Friday, August 3, 2012

July 22: Washed Out and Washed Up


We spent 2-3 hours sitting in front of the “Courthouse Wash” pictographs in Moab.



  The problem is that the pictograph panels, which are extraordinary and important, are almost impossible to photograph in natural light.  Either they appear washed out in full sunlight or appear too faint when shaded.  I think professional photographers must shoot them at night using artificial light.

We stayed through the morning and early afternoon, and later returned at sunset, to experiment with various natural light circumstances.  I may try photo shopping the results.  The photographic problems here reflect some of the larger problems with knowing when and how to photograph rock art.  We will return and try again when the weather is less overcast.

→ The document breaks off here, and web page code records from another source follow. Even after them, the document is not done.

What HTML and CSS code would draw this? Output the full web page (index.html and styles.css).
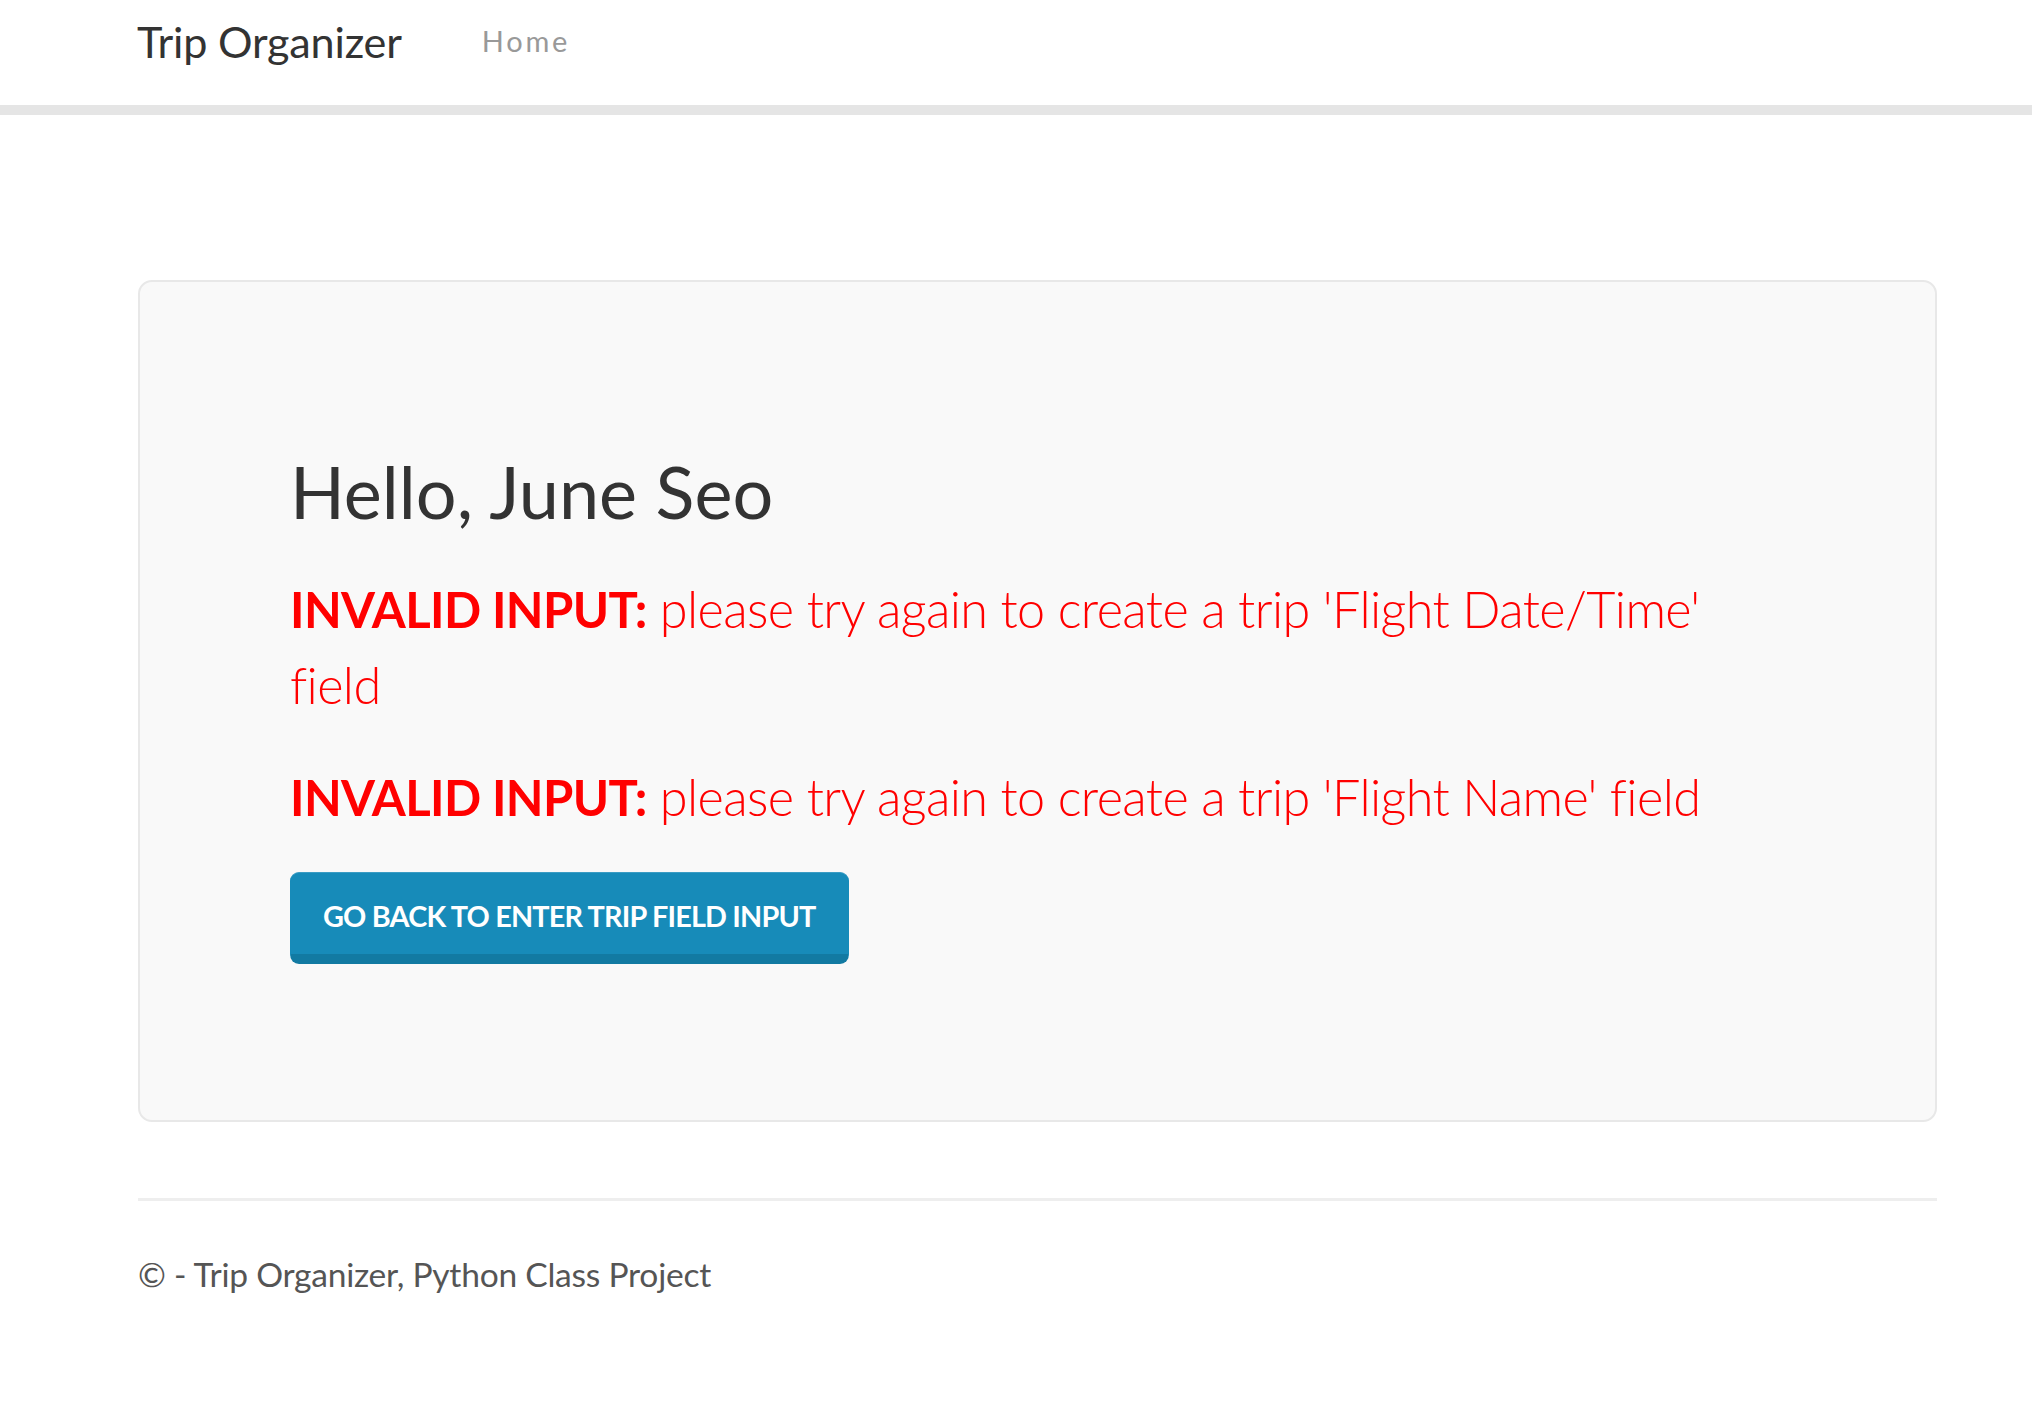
FILE: index.html
```html
<!DOCTYPE html>
<html lang="en">
<head>
<meta charset="utf-8">
<title>Trip Organizer</title>
<link rel="stylesheet" href="styles.css">
</head>
<body>
<nav class="navbar">
  <div class="navbar-inner">
    <a class="brand" href="#">Trip Organizer</a>
    <a class="nav-link" href="#">Home</a>
  </div>
</nav>
<div class="container">
  <div class="jumbotron">
    <h2 class="greeting">Hello, June Seo</h2>
    <p class="error"><strong>INVALID INPUT:</strong> please try again to create a trip 'Flight Date/Time' field</p>
    <p class="error"><strong>INVALID INPUT:</strong> please try again to create a trip 'Flight Name' field</p>
    <div class="actions">
      <a class="btn-primary" href="#">Go back to enter trip field input</a>
    </div>
  </div>
  <hr class="rule">
  <footer class="footer">
    <p>&copy; - Trip Organizer, Python Class Project</p>
  </footer>
</div>
</body>
</html>
```
FILE: styles.css
```css
* { box-sizing: border-box; }
html, body { margin: 0; padding: 0; background: #fff; }
body {
  font-family: "Lato", "Open Sans", sans-serif;
  color: #555;
}
a { text-decoration: none; }

.navbar {
  height: 115px;
  background: #fff;
  border-bottom: 10px solid #e5e5e5;
}
.navbar-inner {
  display: flex;
  align-items: flex-start;
  padding-left: 137px;
}
.brand {
  font-size: 43.2px;
  line-height: 54px;
  padding-top: 14px;
  color: #333;
  letter-spacing: -0.2px;
}
.nav-link {
  font-size: 29px;
  line-height: 36px;
  padding-top: 23px;
  margin-left: 80px;
  color: #999;
  letter-spacing: 2.8px;
}

.container {
  width: 1799px;
  margin-left: 138px;
}
.jumbotron {
  margin-top: 165px;
  background: #f9f9f9;
  border: 2px solid #e8e8e8;
  border-radius: 14px;
  padding: 120px 150px 120px 150px;
}
.greeting {
  margin: 50px 0 40px;
  font-size: 72px;
  line-height: 79.2px;
  font-weight: 400;
  color: #333;
}
.error {
  margin: 0 0 37px;
  font-size: 50.4px;
  line-height: 75px;
  font-weight: 300;
  color: #ff0000;
  letter-spacing: -0.6px;
}
.error strong {
  font-size: 49px;
  font-weight: 700;
}
.actions {
  display: flex;
  margin-top: 9px;
  margin-bottom: 36px;
}
.btn-primary {
  display: block;
  padding: 23px 32px 18px;
  font-size: 28.8px;
  line-height: 40px;
  font-weight: 700;
  text-transform: uppercase;
  letter-spacing: -0.8px;
  color: #fff;
  background: #178bb9;
  border: 1px solid #178bb9;
  border-top-color: #3a9cc4;
  border-bottom: 10px solid #127aa2;
  border-radius: 9px;
}

.rule {
  margin: 76px 0 0;
  border: 0;
  border-top: 3px solid #eeeeee;
  height: 0;
}
.footer p {
  margin: 49px 0 0;
  font-size: 33.6px;
  line-height: 48px;
  color: #555;
  letter-spacing: -0.25px;
}
```
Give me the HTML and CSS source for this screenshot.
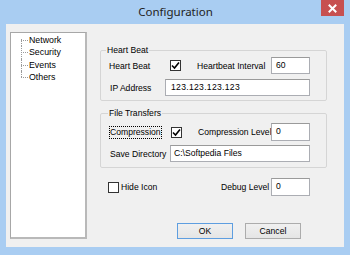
FILE: index.html
```html
<!DOCTYPE html>
<html lang="en">
<head>
    <meta charset="UTF-8">
    <meta name="viewport" content="width=device-width, initial-scale=1.0">
    <title>Configuration</title>
    <link rel="stylesheet" href="styles.css">
</head>
<body>
    <div class="window">
        <div class="titlebar">
            <span></span>
            <span class="title">Configuration</span>
            <span class="close">
                <svg width="9" height="9" viewBox="0 0 9 9">
                    <path d="M1.5 1.5 L7.5 7.5 M7.5 1.5 L1.5 7.5" stroke="#fff" stroke-width="2" stroke-linecap="square"/>
                </svg>
            </span>
        </div>

        <div class="client">
            <div class="tree">
                <ul>
                    <li>Network</li>
                    <li>Security</li>
                    <li>Events</li>
                    <li>Others</li>
                </ul>
            </div>

            <div class="main">
                <fieldset class="group">
                    <legend>Heart Beat</legend>
                    <div class="row">
                        <span class="label w61">Heart Beat</span>
                        <span class="check checked">
                            <svg width="9" height="9" viewBox="0 0 9 9"><path d="M1 4.5 L3.5 7 L8 1.5" fill="none" stroke="#000" stroke-width="1.6"/></svg>
                        </span>
                        <span class="label w74">Heartbeat Interval</span>
                        <span class="input small">60</span>
                    </div>
                    <div class="row gap5">
                        <span class="label w56 indent">IP Address</span>
                        <span class="input wide ip">123.123.123.123</span>
                    </div>
                </fieldset>

                <fieldset class="group second">
                    <legend>File Transfers</legend>
                    <div class="row">
                        <span class="label w62"><span class="focus">Compression</span></span>
                        <span class="check checked">
                            <svg width="9" height="9" viewBox="0 0 9 9"><path d="M1 4.5 L3.5 7 L8 1.5" fill="none" stroke="#000" stroke-width="1.6"/></svg>
                        </span>
                        <span class="label w73">Compression Level</span>
                        <span class="input small tall">0</span>
                    </div>
                    <div class="row gap4">
                        <span class="label w61 indent">Save Directory</span>
                        <span class="input wide">C:\Softpedia Files</span>
                    </div>
                </fieldset>

                <div class="row extra">
                    <span class="hide-icon">
                        <span class="check"></span>
                        <span>Hide Icon</span>
                    </span>
                    <span class="label w50">Debug Level</span>
                    <span class="input small tall">0</span>
                </div>

                <div class="buttons">
                    <span class="btn btn-default">OK</span>
                    <span class="btn">Cancel</span>
                </div>
            </div>
        </div>
    </div>
</body>
</html>
```

FILE: styles.css
```css
* {
    margin: 0;
    padding: 0;
    box-sizing: border-box;
}

body {
    background-color: #a9cdf2;
    font-family: 'Liberation Sans', Arial, sans-serif;
    font-size: 8.6px;
    color: #000;
}

.window {
    width: 350px;
    height: 255px;
    background-color: #a9cdf2;
    display: flex;
    flex-direction: column;
}

/* Barra de título */
.titlebar {
    height: 24px;
    display: grid;
    grid-template-columns: 1fr auto 1fr;
    align-items: start;
}

.title {
    font-family: 'Noto Sans', 'Open Sans', sans-serif;
    font-size: 11.5px;
    line-height: 24px;
    color: #222;
    padding-left: 1px;
}

.close {
    justify-self: end;
    margin-right: 6px;
    width: 23px;
    height: 16px;
    background-color: #c75050;
    display: flex;
    align-items: center;
    justify-content: center;
}

/* Área do cliente */
.client {
    margin: 0 6px 8px 6px;
    height: 223px;
    background-color: #f0f0f0;
    display: flex;
}

.tree {
    margin: 8px 0 0 4px;
    width: 77px;
    height: 207px;
    background-color: #fff;
    border: 1px solid #a7a7a7;
    border-right: 2px solid #b9b9b9;
    border-bottom: 2px solid #b9b9b9;
    padding: 1px 0 0 10px;
}

.tree ul {
    list-style: none;
}

.tree li {
    position: relative;
    line-height: 12.3px;
    padding-left: 8px;
    font-size: 8.8px;
}

.tree li::before {
    content: '';
    position: absolute;
    left: 0;
    top: 6px;
    width: 7px;
    border-top: 1px dotted #9a9a9a;
}

.tree li::after {
    content: '';
    position: absolute;
    left: 0;
    top: 0;
    bottom: 0;
    border-left: 1px dotted #9a9a9a;
}

.tree li:first-child::after {
    top: 5px;
}

.tree li:last-child::after {
    bottom: 6px;
}

.main {
    margin-left: 13px;
    width: 227px;
    padding-top: 20px;
}

/* Grupos */
.group {
    width: 227px;
    border: 1px solid #d5d5d5;
    border-radius: 2px;
    padding: 1px 16px 4px 8px;
}

.group legend {
    line-height: 12px;
    padding: 0 1px;
    margin-left: -3px;
}

.group.second {
    margin-top: 6px;
    padding-top: 4px;
    padding-bottom: 5px;
}

.group.second legend {
    margin-left: -1px;
}

.row {
    display: flex;
    align-items: center;
}

.gap5 {
    margin-top: 5px;
}

.gap4 {
    margin-top: 4px;
}

.label {
    white-space: nowrap;
    flex-shrink: 0;
}

.indent {
    padding-left: 1px;
}

.w50 { width: 50px; }
.w56 { width: 56px; }
.w61 { width: 61px; }
.w62 { width: 62px; }
.w73 { width: 73px; }
.w74 { width: 74px; }

.focus {
    outline: 1px dotted #000;
    padding: 0 0 1px 0;
    margin-left: 1px;
}

.check {
    width: 11px;
    height: 11px;
    margin-right: 16px;
    border: 1px solid #333;
    background-color: #fff;
    display: inline-flex;
    align-items: center;
    justify-content: center;
    flex-shrink: 0;
}

.input {
    height: 17px;
    background-color: #fff;
    border: 1px solid #abadb3;
    border-top-color: #9a9a9a;
    padding: 1px 0 0 4px;
    line-height: 12px;
    white-space: nowrap;
}

.input.small {
    width: 39px;
    flex-shrink: 0;
}

.input.tall {
    height: 18px;
}

.input.wide {
    flex: 1;
    padding-left: 3px;
}

.input.ip {
    padding-left: 5px;
    letter-spacing: 0.3px;
}

/* Linha inferior */
.extra {
    margin-top: 10px;
}

.hide-icon {
    width: 121px;
    padding-left: 8px;
    display: flex;
    align-items: center;
    flex-shrink: 0;
}

.hide-icon .check {
    margin-right: 2px;
}

.buttons {
    margin-top: 27px;
    display: flex;
    justify-content: flex-end;
    gap: 12px;
    padding-right: 26px;
}

.btn {
    width: 56px;
    height: 16px;
    border: 1px solid #acacac;
    background: linear-gradient(#f0f0f0, #e5e5e5);
    display: flex;
    align-items: center;
    justify-content: center;
}

.btn-default {
    border-color: #5e9ee0;
}
```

We had visited this site before.  It is right outside Moab, before one enters Arches National Park, and requires easy hiking—although Janet confessed that last year she was terrified of falling over the boulders.  Now it looks easy to her.  The panels are high up on a promontory


 that overlooks the confluence of Courthouse Wash, the Colorado River, and the Moab valley interrupting the canyons of the Colorado.  They face the “portal”


 where the Colorado River enters “Canyonlands” National Park—a truly wild canyon area.

Pictographs differ from petroglyphs because they are “painted” with mineral-based pigments, usually reds from the iron oxide-rich soil.




 Sort of like the cave paintings in southern France.  (The distinction is not absolute, as I am discovering petroglyphs that have been painted and still show signs of pigment, even after much weathering.)

Rock art experts (i.e., academics) place these pictographs, and others we will explore, in the earliest period, before the Basketmaker, Anasazi, or Fremont cultures (200 B.C. to 1200 A.D.).  These are archaic cultures (hunters and gatherers) that lived more than 2,000 years ago.  Their pictographs are at least that old.  Their society is called the “Barrier Canyon” culture, named after a famous set of pictographs in Canyonlands National Park in Horseshoe Canyon (aka, Barrier Canyon).  (That will be a future hike.)

I mention that because the “Courthouse Wash” panel outside Moab has been the target of vandalism throughout the last century.  There is the graffiti created by those who want instant fame (and risk federal prosecution if identified).  There are bullet holes


 created by those who clearly think little of native Americans, or do not think at all.  But the worst vandalism occurred in 1980 when someone (deranged?  religious fanatic?) threw bleach and/or solvent on the one-of-a-kind ancient pictographs and destroyed their colors and, in many cases, the figures themselves.



The National Park Service in Canyonlands has tried to preserve what is left, but cannot bring back the original panels, their vibrancy, or their original creative intentionality.

I will share a few of the figures with you,





 including evidence of the desecration.  There are a lot of theories (plausible and implausible) about what the figures “mean.”


*
No one really knows.  But Janet and I have some thoughts we may share on another occasion.  We do not simply regard them as “shamanic” images, which is the common view.  We connect them to the canyons themselves.  But more on that at another time.

Later that afternoon we did household chores, especially laundry.